In the world of passive investing, Exchange-Traded Funds (ETFs) and Index Funds have emerged as two of the most popular choices. Both offer a simple and cost-effective way to invest in a broad market index, providing diversification and lower fees compared to actively managed funds. However, they differ in structure, trading mechanisms, and suitability for different types of investors. This article dives into the key features of ETFs and Index Funds, compares their advantages, and helps you decide which one is better suited to your investment strategy.

What are ETFs?

Exchange-Traded Funds (ETFs) are marketable securities that track an index, commodity, or sector and can be traded on stock exchanges like individual stocks. ETFs are designed to mimic the performance of a specific benchmark, such as the Nifty 50 or the S&P 500, by holding the underlying assets in the same proportion as the index.

For example, if you buy units of an ETF that tracks the Nifty 50, your investment mirrors the performance of the top 50 companies in the Indian stock market. The ability to buy and sell ETFs throughout the trading day at market prices makes them a flexible option for investors.

What are Index Funds?

Index Funds are mutual funds that also replicate the performance of a particular market index. Unlike ETFs, they are not traded on stock exchanges but can be purchased directly from the fund house at the day’s Net Asset Value (NAV). Index Funds are managed passively, with the portfolio rebalanced periodically to reflect changes in the underlying index.

For instance, an Index Fund tracking the Sensex invests in the 30 companies that comprise the index, maintaining their weightage to align with the Sensex’s structure.

Key Differences Between ETFs and Index Funds

  1. Trading Mechanism: ETFs are traded on stock exchanges during market hours, allowing investors to buy or sell them at real-time prices. Index Funds, on the other hand, are bought or sold at the NAV, calculated at the end of the trading day.
  2. Cost Structure: ETFs typically have lower expense ratios compared to Index Funds due to their operational efficiency. However, ETFs may incur brokerage fees and transaction costs.
  3. Accessibility: Investing in ETFs requires a demat account, whereas Index Funds can be purchased directly from fund houses, making them more accessible to beginners.
  4. Liquidity: ETFs offer greater liquidity, as they can be traded throughout the day. Index Funds are less liquid, as transactions are processed only once per day at the NAV.
  5. Minimum Investment: Index Funds generally have a lower minimum investment requirement, while ETFs are purchased in units based on their market price.

Benefits of ETFs

  • Flexibility: ETFs allow intraday trading, enabling investors to react to market movements in real-time.
  • Lower Costs: With lower expense ratios and no entry or exit loads, ETFs are cost-effective.
  • Transparency: The holdings of an ETF are disclosed daily, offering greater transparency.

Benefits of Index Funds

  • Simplicity: Ideal for beginners due to their straightforward purchasing process. Automatic Rebalancing: Index Funds are automatically adjusted to match the benchmark’s composition.
  • No Trading Skills Required: Unlike ETFs, investors don’t need to monitor prices or market trends.

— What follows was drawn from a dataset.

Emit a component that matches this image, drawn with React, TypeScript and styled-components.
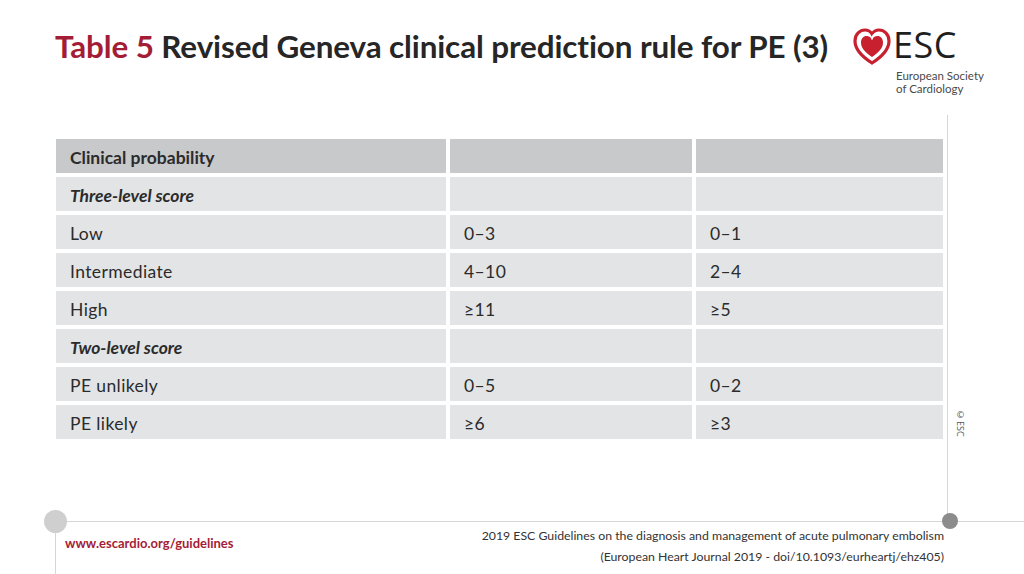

Which One is Better for You?

The choice between ETFs and Index Funds depends on your investment preferences and financial goals:

  1. Choose ETFs if: You are an experienced investor who wants real-time trading flexibility, can manage a demat account, and are comfortable with intraday market fluctuations.
  2. Choose Index Funds if: You are a beginner or a long-term investor seeking simplicity, do not have a demat account, and prefer automatic portfolio management without active involvement.

Example: Comparison in Practice

Consider two investors, Asha and Raj. Asha, a seasoned trader, prefers ETFs for their flexibility and lower costs. She uses a demat account to buy and sell ETFs tracking the Nifty 50, optimizing her trades based on market trends. Raj, on the other hand, is a beginner who chooses an Index Fund for its simplicity and automated management. Both achieve similar returns over the long term, but their investment experience aligns with their individual preferences.

Conclusion

Both ETFs and Index Funds are excellent tools for passive investing, offering diversification and lower costs compared to actively managed funds. Your choice depends on your investment style, experience, and financial infrastructure. ETFs provide flexibility and cost advantages for active traders, while Index Funds offer simplicity and ease for long-term investors. Whichever you choose, the key is to remain consistent and focus on your financial goals.